Spotkanie skazanych z reżyserem było udane. To truizm. Spotkanie było bardzo udane. To fakt. W wypełnionej po brzegi czytelni więziennej biblioteki przez prawie dwie godziny trwała intensywna dyskusja. Ostatecznie po obydwu stronach stołu siedzieli znawcy więziennej problematyki. Rozmowa jednak nie dotyczyła w zasadzie spraw więziennych, bo „Symetria”, wbrew obiegowej opinii, to film nie tylko o więzieniu. Więzienie jest tylko tłem, pretekstem do zadawania pytań o życiu, postawach, o tym co ważne, a co błahe. Spotkanie zdecydowanie różniło się od tych przeprowadzanych na uczelniach i w innych instytucjach wolnościowych. Wśród zebranych panowała luźna atmosfera, a reżyser zasypywany był setkami pytań.

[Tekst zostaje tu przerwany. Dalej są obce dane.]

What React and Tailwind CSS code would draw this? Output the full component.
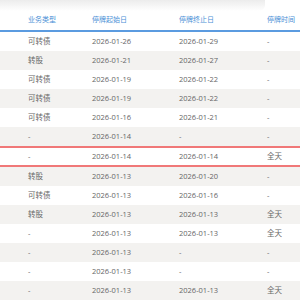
import React from 'react';

const rows = [
    ['可转债', '2026-01-26', '2026-01-29', '-'],
    ['转股', '2026-01-21', '2026-01-27', '-'],
    ['可转债', '2026-01-19', '2026-01-22', '-'],
    ['可转债', '2026-01-19', '2026-01-22', '-'],
    ['可转债', '2026-01-16', '2026-01-21', '-'],
    ['-', '2026-01-14', '-', '-'],
    ['-', '2026-01-14', '2026-01-14', '全天', true],
    ['转股', '2026-01-13', '2026-01-20', '-'],
    ['可转债', '2026-01-13', '2026-01-16', '-'],
    ['转股', '2026-01-13', '2026-01-13', '全天'],
    ['-', '2026-01-13', '2026-01-13', '全天'],
    ['-', '2026-01-13', '-', '-'],
    ['-', '2026-01-13', '-', '-'],
    ['-', '2026-01-13', '2026-01-13', '全天'],
];

const cols = 'grid grid-cols-[64px_87px_88px_1fr] pl-[28px]';

export default function App() {
    return (
        <div className="w-[300px] h-[300px] overflow-hidden bg-white" style={{ fontFamily: '"Open Sans", "Noto Sans CJK SC", sans-serif' }}>
            <div className="h-[11px] w-[265px] rounded-br-md bg-gradient-to-b from-[#ececec] to-white" />
            <div className={`${cols} h-[21px] items-center text-[7px] text-[#4a8fd6] border-b-2 border-[#5b9be0]`}>
                <div>业务类型</div>
                <div>停牌起始日</div>
                <div>停牌终止日</div>
                <div>停牌时间</div>
            </div>
            {rows.map((r, i) => (
                <div
                    key={i}
                    className={`${cols} items-center text-[7.5px] text-[#666] ${
                        r[4]
                            ? 'h-[21px] bg-white border-y-2 border-[#f07878]'
                            : i % 2 === 0
                            ? 'h-[19px] bg-white'
                            : 'h-[19px] bg-[#f3f2f0]'
                    }`}
                >
                    <div>{r[0]}</div>
                    <div>{r[1]}</div>
                    <div>{r[2]}</div>
                    <div>{r[3]}</div>
                </div>
            ))}
        </div>
    );
}
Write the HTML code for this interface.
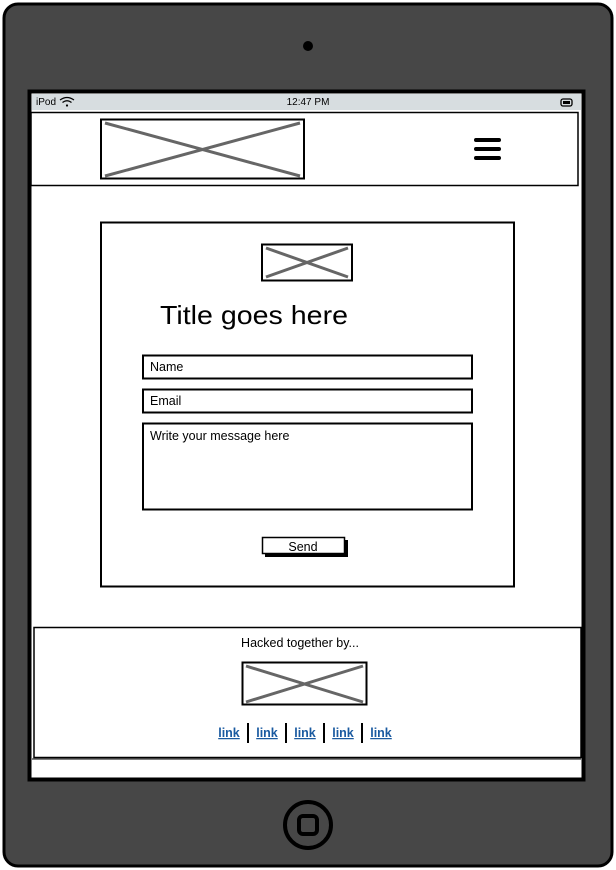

Konrad Niewolski urodził się w 1972 roku w Warszawie. W latach 1990-91 studiował fizykę na Uniwersytecie Warszawskim. Jest jednak absolwentem Wyższej Szkoły Biznesu i Administracji (dyplom na Wydziale Administracji i Stosunków Międzynarodowych w 1995). Od 2000 roku jest międzynarodowym sędzią snowboardu FIS, od 2001 roku instruktorem PZS. Poza snowboardem twórca pasjonuje się także psychiatrią, filozofią, teologią, genetyką, egiptologią, filmem oraz sportami ekstremalnymi.
W 2002r. zadebiutował jako producent, reżyser, scenarzysta i kierownik produkcji filmu "D.I.L.", za który otrzymał Nagrodę Główną "I Festiwalu Kina Niezależnego w Dwójce" oraz wyróżnienie jury na przeglądzie kina niezależnego "Kamerleon". "D.I.L.", którego akcja rozgrywa się w ciągu kilkunastu godzin, przedstawia jeden dzień z życia Darka Kryckiego - spokojnego i niepozornego właściciela sklepiku, który uwikłany jest w narkotykowe porachunki. Drugi film Niewolskiego, "Symetria", to opowieść o dwudziestosześcioletnim Łukaszu, który zostaje niesłusznie aresztowany pod zarzutem napadu na starszą kobietę. Szybko trafia do więzienia, gdzie w więziennej rzeczywistości zmieni się jego całe życie. Film został nagrodzony na XXVIII FPFF w Gdyni - Nagrodą dziennikarzy akredytowanych przy FPFF oraz Nagrodą Feniks Polish Film Promotion - organizatora FPFF w Toronto.
Bez wątpienia jedna z najciekawszych i najbardziej intrygujących postaci polskiego kina. Nie ukończył żadnej szkoły filmowej, za to studiował fizykę, a później zdobył dyplom Wyższej Szkoły Biznesu i Administracji. Na życie zarabiał na różne sposoby: był właścicielem kawiarenki internetowej, ale obracał się również w kręgach związanych z narkotykami i handlem bronią.